ある業界関係者はこう説明する。半世紀前、高度成長が始まった日本ではコーヒー消費量が一気に増えた。「需給バランスが崩れると、コーヒーは取り合いになる」ことを心配する声もある。例えばスターバックスはサスティナビリティ(持続可能性)の視点で、地域とも連携してコーヒー生産への取り組みを進めている。
「どんどん安く」では生産者に還元されない
中期的にはセルフカフェやコンビニのコーヒー価格が上昇するかもしれない。現在の日本のように「先進国で100円のコーヒーが飲める国はない」と言われるからだ。
日本は「小売業が強い」とも言われる。「メーカー希望小売価格は、あくまでもメーカーの希望する価格。
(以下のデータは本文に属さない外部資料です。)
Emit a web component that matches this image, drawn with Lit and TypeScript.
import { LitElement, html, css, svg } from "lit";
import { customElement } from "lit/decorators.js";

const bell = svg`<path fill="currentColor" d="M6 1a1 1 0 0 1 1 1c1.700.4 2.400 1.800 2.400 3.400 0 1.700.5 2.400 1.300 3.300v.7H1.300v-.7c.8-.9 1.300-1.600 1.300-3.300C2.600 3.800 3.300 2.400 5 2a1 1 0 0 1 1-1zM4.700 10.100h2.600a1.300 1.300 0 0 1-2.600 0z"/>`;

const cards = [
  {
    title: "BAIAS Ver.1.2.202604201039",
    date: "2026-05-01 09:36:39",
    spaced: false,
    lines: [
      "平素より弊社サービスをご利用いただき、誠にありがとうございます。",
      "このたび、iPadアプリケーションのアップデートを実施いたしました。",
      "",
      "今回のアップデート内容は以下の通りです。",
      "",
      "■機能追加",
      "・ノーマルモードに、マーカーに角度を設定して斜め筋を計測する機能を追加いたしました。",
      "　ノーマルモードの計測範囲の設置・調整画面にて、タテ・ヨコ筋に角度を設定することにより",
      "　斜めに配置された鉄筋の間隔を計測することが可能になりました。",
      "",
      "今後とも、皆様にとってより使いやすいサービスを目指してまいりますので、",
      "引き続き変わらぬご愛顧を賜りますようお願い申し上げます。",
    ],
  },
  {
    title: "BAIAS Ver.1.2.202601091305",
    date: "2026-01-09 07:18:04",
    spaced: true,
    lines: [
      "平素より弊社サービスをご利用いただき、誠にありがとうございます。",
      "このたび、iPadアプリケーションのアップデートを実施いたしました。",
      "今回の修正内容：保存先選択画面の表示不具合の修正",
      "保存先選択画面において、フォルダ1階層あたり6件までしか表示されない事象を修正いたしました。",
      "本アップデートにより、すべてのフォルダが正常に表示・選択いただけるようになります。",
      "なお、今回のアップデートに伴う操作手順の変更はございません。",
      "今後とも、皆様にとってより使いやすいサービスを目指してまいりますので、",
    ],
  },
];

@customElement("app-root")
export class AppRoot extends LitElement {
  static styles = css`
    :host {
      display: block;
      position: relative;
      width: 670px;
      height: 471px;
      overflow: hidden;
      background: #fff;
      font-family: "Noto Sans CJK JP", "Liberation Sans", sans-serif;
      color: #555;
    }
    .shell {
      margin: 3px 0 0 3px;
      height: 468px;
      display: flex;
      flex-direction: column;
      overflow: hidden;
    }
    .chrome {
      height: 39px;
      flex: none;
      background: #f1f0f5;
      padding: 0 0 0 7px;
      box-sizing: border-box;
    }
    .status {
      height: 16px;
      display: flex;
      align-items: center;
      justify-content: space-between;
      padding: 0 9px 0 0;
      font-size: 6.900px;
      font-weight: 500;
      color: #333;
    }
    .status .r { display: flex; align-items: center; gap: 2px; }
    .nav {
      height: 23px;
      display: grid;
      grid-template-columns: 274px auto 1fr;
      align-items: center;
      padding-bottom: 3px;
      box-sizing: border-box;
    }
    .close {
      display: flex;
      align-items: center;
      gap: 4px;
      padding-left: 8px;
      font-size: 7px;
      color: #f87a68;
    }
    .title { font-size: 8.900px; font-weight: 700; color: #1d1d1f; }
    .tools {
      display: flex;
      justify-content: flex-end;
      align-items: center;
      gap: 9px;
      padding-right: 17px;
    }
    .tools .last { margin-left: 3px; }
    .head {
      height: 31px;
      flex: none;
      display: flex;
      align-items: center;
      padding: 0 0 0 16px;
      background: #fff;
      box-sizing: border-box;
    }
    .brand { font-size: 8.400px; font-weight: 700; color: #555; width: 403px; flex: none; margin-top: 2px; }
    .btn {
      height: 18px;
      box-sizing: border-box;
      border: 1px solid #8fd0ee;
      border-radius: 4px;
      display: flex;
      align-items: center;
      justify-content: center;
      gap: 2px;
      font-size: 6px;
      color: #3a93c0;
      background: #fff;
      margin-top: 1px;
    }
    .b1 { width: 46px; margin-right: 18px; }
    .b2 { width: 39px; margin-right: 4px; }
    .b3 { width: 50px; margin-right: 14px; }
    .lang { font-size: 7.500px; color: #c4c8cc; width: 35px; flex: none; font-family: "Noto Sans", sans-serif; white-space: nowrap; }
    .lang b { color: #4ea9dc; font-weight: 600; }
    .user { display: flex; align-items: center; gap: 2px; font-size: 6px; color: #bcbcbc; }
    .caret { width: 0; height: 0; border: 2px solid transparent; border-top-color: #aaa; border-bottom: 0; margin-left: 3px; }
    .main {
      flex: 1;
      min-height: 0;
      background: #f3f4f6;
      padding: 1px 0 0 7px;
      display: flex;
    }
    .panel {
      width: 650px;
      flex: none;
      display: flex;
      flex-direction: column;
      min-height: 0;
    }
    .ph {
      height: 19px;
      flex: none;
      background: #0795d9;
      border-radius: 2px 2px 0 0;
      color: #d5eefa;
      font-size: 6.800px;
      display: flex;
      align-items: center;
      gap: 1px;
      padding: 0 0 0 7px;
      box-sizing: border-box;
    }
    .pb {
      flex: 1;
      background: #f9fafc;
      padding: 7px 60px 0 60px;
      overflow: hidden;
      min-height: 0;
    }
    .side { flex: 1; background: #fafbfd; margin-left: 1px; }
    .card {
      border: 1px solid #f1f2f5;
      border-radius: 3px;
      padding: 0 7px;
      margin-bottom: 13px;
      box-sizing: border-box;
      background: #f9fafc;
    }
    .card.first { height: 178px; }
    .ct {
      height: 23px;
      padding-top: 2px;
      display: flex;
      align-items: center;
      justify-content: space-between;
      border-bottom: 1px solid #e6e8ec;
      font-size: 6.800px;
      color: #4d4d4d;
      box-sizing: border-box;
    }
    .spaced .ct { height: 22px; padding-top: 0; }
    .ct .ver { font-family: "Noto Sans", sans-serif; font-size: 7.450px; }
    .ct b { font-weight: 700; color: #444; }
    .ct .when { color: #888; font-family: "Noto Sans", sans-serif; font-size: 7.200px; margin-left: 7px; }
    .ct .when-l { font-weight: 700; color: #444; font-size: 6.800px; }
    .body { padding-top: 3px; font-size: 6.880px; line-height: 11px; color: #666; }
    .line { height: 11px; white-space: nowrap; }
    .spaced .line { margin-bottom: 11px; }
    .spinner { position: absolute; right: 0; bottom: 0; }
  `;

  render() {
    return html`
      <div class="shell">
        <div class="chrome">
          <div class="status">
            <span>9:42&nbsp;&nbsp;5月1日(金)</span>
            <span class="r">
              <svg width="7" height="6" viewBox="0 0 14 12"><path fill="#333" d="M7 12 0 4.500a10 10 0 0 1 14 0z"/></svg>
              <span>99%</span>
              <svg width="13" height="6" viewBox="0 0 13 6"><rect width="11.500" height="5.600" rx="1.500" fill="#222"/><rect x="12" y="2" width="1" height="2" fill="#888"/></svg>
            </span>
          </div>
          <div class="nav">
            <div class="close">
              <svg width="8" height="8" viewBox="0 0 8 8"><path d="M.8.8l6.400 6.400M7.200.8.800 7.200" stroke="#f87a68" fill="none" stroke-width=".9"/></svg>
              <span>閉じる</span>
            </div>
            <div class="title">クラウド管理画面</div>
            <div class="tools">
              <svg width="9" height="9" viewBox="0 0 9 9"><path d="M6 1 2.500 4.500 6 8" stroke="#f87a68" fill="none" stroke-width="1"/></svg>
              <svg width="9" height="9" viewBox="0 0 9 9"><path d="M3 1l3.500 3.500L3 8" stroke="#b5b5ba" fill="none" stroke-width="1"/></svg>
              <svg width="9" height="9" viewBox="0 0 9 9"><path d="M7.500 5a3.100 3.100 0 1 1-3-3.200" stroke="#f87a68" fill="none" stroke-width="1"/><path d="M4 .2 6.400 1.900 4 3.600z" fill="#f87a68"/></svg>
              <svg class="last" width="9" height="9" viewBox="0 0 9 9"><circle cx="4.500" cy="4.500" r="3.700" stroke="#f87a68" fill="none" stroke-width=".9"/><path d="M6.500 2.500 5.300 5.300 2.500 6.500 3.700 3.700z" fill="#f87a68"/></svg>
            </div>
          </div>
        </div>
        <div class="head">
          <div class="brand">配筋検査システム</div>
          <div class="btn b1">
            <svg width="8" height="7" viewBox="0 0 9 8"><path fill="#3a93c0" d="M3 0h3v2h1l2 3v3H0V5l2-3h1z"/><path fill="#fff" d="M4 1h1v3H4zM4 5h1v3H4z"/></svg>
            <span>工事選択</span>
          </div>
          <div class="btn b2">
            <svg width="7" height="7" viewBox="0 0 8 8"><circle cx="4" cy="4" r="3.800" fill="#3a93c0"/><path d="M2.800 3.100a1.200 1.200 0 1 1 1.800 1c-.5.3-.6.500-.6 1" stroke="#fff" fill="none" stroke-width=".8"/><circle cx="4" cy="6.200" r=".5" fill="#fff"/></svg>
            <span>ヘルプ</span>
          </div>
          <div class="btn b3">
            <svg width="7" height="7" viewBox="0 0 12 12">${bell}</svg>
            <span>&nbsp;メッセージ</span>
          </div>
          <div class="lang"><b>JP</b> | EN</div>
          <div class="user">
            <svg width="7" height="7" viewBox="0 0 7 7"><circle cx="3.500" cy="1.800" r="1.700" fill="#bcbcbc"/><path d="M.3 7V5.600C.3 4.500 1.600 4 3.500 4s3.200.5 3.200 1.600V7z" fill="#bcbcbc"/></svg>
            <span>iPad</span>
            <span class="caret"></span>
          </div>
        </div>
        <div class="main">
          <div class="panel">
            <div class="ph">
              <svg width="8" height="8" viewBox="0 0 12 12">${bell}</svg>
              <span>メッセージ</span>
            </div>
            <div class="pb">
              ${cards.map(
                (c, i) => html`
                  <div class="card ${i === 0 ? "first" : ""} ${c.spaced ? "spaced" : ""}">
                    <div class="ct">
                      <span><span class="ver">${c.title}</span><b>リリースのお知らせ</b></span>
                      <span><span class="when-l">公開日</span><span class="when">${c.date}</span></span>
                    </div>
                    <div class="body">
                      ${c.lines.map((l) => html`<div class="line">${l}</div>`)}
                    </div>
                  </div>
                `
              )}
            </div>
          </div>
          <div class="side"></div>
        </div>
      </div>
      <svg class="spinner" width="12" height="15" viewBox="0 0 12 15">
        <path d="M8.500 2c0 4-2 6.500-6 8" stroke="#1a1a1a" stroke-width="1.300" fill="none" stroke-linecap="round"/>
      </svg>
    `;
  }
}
消費者の求める価格ではない」と取材時に話す小売業者もいた。
正論のように思うが、小売りが唱える「いいものをどんどん安く」となるとどうだろう。「どんどん安くはあり得ない」という声も何度か聞いてきた。
サザコーヒーの創業者・鈴木誉志男(よしお)さん(太郎さんの父)は、こう主張する。
「『いいものをどんどん安く』は成り立ちません。例えばサザコーヒーが取引する中南米やアフリカのコーヒー農園は、手間や時間をかけて丁寧に栽培しています。当社がコロンビアで直営するサザ農園も栽培方法にこだわり、病虫害による3度の全滅も乗り越え改良を重ねてきました。良質のコーヒー豆は簡単にはできないのです」
真摯な取り組みの結果、高価格でコーヒーを売ることができれば、生産者に還元することもできる。「どんどん安く」では生産者に報いることは難しい。
史上最高値での落札にも「売れないから買って」
一方で、パナマゲイシャのような希少な豆では、“マネーゲーム”の様相にもなっている。近年のコーヒーオークションでは、パナマゲイシャを「史上最高値」で落札するケースが増えているのだ。太郎さんはこんな裏話を明かす。
「毎年、サザコーヒーは最高級の『パナマゲイシャ』をオークションで落札していますが、2017年度はわれわれの想定をはるかに超える1ポンド=601ドル(約6万5000円)で他社に落札されました。でも落札した中国人からは、『落札したけど、こんなに高い豆は売れない。鈴木さん買ってくれませんか』と泣きつかれました。豆の価値を正しく判断できない人も、オークションに参加するようになっているのです」
この件は、サザコーヒーが100ポンドのうち45ポンドを買い取るというかたちで解決したそうだ。